PROMPT: Pictures are not part of the copy. Retype the lines from the first one through the line that contains "color: #999;".
● ● ● ● ●
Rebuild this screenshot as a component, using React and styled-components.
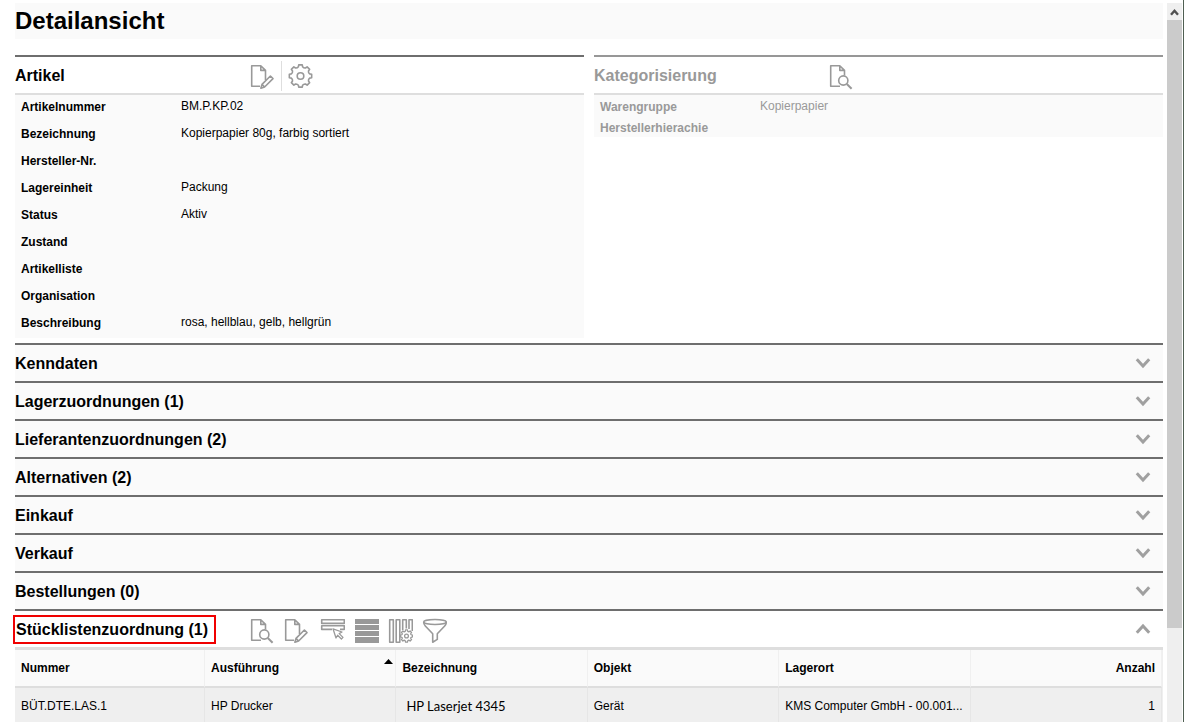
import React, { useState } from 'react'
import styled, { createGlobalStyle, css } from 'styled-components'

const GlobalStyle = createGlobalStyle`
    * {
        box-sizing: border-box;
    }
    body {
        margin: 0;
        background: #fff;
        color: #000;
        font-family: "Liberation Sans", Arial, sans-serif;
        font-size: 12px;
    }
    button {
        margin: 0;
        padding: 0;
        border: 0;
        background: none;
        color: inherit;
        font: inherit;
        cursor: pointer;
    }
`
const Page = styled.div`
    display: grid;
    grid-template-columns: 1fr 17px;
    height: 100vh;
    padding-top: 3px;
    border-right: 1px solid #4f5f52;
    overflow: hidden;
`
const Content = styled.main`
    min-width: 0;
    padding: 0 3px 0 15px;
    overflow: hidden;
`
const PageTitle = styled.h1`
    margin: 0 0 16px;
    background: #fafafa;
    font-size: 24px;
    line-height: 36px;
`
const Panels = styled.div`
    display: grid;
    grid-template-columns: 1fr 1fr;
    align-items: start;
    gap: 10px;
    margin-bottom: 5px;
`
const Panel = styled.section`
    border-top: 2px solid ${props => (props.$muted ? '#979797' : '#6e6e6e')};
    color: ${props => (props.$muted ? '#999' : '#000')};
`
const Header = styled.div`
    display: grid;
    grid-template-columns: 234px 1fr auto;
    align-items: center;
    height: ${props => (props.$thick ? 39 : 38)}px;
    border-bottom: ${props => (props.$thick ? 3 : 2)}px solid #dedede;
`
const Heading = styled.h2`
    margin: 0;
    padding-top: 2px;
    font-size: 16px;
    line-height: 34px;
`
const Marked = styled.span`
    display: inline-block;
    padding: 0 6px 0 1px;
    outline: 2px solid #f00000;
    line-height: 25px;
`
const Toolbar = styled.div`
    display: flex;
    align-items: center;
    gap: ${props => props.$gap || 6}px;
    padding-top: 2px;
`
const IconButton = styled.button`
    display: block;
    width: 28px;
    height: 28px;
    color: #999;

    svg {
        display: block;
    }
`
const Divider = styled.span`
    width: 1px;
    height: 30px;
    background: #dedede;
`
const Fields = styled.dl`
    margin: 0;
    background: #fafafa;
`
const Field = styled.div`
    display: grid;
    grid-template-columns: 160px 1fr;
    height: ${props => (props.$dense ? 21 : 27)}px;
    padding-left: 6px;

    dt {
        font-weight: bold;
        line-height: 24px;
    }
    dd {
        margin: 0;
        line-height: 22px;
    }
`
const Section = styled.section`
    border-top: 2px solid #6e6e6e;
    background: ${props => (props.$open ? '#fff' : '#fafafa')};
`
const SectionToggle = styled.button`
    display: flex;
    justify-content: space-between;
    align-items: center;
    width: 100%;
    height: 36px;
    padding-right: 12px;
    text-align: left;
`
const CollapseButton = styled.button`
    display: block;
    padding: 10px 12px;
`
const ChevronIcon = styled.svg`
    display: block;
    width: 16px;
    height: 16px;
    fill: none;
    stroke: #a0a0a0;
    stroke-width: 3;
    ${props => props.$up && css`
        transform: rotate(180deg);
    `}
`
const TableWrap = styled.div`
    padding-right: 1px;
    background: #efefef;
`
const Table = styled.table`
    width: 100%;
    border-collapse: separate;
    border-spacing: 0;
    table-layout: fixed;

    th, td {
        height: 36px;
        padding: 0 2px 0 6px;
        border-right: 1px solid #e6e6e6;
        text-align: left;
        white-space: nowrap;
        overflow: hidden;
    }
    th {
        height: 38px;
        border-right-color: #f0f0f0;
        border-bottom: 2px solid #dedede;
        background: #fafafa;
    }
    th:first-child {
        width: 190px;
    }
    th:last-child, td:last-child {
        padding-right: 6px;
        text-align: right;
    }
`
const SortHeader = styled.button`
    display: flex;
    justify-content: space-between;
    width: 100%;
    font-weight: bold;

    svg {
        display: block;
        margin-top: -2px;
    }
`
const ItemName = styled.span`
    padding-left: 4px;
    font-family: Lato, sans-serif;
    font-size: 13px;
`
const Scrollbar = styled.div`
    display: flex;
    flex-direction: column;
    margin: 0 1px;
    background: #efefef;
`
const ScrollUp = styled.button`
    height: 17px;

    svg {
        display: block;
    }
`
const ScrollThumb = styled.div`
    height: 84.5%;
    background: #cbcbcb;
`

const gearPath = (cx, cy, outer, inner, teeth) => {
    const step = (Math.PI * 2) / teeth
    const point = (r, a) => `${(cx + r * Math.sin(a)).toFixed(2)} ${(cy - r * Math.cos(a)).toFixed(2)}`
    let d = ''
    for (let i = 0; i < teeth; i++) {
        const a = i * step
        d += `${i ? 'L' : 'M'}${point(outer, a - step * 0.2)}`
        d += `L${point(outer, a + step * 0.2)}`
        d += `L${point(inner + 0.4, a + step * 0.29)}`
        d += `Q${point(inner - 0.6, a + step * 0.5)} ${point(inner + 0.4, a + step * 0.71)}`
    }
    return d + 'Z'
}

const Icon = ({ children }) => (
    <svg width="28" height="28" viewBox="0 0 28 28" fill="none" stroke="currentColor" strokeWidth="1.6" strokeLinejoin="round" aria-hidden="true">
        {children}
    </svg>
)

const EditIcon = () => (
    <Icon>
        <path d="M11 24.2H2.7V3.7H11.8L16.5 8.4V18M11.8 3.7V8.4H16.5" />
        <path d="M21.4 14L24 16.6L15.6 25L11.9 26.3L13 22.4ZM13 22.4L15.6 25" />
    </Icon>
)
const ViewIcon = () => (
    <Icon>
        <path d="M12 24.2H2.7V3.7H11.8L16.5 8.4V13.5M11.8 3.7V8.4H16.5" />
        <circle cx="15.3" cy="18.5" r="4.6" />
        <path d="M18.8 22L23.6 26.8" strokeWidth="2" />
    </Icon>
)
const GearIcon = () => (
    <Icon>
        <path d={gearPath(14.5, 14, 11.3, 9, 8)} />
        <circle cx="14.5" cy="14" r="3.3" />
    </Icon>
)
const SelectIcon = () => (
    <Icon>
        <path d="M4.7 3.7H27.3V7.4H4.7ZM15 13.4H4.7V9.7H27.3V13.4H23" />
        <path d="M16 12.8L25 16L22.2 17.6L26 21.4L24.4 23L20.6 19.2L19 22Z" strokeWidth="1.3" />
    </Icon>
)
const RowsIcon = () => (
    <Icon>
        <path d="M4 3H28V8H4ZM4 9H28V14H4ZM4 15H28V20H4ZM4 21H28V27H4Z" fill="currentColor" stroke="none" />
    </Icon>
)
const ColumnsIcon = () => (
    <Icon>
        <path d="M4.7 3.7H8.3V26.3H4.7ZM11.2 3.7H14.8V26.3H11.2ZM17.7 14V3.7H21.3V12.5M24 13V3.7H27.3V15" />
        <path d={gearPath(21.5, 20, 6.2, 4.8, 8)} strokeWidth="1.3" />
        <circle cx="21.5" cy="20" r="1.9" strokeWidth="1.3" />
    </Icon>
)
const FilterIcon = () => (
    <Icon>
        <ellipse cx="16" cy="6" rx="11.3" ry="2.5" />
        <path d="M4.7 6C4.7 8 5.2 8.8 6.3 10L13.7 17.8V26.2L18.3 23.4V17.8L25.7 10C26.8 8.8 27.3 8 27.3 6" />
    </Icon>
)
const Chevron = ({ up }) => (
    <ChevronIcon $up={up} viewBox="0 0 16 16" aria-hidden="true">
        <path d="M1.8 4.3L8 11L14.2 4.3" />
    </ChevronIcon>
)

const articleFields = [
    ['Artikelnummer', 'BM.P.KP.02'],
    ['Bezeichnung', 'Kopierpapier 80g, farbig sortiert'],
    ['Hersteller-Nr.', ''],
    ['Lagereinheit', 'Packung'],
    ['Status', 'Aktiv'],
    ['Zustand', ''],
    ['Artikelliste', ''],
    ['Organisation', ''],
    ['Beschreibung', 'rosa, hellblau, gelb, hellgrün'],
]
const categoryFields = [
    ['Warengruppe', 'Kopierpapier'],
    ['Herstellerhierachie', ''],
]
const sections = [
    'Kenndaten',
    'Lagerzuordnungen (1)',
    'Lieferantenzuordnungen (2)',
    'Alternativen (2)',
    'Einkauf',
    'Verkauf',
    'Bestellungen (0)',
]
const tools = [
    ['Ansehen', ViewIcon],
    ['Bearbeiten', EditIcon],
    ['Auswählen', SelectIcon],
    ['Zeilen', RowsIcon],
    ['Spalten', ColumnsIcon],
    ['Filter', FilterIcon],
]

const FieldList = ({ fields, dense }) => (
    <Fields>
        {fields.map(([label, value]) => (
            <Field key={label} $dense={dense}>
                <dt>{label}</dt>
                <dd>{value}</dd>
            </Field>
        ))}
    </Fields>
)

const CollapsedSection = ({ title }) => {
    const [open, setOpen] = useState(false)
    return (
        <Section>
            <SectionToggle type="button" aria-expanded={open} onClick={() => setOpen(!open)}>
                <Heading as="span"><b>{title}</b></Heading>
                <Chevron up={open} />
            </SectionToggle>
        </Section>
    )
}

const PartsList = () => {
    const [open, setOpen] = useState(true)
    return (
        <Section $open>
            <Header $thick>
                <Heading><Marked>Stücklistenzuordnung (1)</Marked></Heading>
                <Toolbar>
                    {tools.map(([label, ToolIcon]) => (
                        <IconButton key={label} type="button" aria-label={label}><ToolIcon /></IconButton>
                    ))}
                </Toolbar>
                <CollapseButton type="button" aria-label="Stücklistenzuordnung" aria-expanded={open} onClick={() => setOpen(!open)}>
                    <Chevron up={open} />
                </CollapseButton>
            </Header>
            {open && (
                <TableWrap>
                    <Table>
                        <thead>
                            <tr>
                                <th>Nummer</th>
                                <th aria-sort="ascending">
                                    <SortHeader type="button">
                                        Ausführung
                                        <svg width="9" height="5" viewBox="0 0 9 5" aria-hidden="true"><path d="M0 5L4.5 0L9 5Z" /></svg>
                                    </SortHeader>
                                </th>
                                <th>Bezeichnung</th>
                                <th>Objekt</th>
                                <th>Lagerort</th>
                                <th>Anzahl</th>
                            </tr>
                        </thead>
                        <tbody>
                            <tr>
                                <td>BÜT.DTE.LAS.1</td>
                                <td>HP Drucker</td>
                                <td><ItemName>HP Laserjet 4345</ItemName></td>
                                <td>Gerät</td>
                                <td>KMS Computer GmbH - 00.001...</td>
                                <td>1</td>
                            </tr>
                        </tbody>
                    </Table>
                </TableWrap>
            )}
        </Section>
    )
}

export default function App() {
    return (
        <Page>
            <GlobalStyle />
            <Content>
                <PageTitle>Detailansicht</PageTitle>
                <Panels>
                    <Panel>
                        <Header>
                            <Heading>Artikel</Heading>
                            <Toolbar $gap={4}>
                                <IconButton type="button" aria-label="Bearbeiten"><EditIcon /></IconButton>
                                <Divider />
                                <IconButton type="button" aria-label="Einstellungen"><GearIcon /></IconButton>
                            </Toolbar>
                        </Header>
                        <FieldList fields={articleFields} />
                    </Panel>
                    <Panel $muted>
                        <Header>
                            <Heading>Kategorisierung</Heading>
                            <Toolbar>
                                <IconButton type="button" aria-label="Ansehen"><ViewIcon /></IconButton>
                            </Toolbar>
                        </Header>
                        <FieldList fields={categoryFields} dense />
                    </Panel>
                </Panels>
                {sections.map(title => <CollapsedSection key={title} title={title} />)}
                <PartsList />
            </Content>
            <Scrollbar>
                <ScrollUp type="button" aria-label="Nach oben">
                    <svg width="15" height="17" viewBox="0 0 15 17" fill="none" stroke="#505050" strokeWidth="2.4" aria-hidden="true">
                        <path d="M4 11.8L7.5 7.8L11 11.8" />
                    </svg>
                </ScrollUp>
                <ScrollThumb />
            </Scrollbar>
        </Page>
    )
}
● ● ● ● ●
OUTPUT OF THE TASK:
Rebuild this screenshot as a component, using React and styled-components.
import React, { useState } from 'react'
import styled, { createGlobalStyle, css } from 'styled-components'

const GlobalStyle = createGlobalStyle`
    * {
        box-sizing: border-box;
    }
    body {
        margin: 0;
        background: #fff;
        color: #000;
        font-family: "Liberation Sans", Arial, sans-serif;
        font-size: 12px;
    }
    button {
        margin: 0;
        padding: 0;
        border: 0;
        background: none;
        color: inherit;
        font: inherit;
        cursor: pointer;
    }
`
const Page = styled.div`
    display: grid;
    grid-template-columns: 1fr 17px;
    height: 100vh;
    padding-top: 3px;
    border-right: 1px solid #4f5f52;
    overflow: hidden;
`
const Content = styled.main`
    min-width: 0;
    padding: 0 3px 0 15px;
    overflow: hidden;
`
const PageTitle = styled.h1`
    margin: 0 0 16px;
    background: #fafafa;
    font-size: 24px;
    line-height: 36px;
`
const Panels = styled.div`
    display: grid;
    grid-template-columns: 1fr 1fr;
    align-items: start;
    gap: 10px;
    margin-bottom: 5px;
`
const Panel = styled.section`
    border-top: 2px solid ${props => (props.$muted ? '#979797' : '#6e6e6e')};
    color: ${props => (props.$muted ? '#999' : '#000')};
`
const Header = styled.div`
    display: grid;
    grid-template-columns: 234px 1fr auto;
    align-items: center;
    height: ${props => (props.$thick ? 39 : 38)}px;
    border-bottom: ${props => (props.$thick ? 3 : 2)}px solid #dedede;
`
const Heading = styled.h2`
    margin: 0;
    padding-top: 2px;
    font-size: 16px;
    line-height: 34px;
`
const Marked = styled.span`
    display: inline-block;
    padding: 0 6px 0 1px;
    outline: 2px solid #f00000;
    line-height: 25px;
`
const Toolbar = styled.div`
    display: flex;
    align-items: center;
    gap: ${props => props.$gap || 6}px;
    padding-top: 2px;
`
const IconButton = styled.button`
    display: block;
    width: 28px;
    height: 28px;
    color: #999;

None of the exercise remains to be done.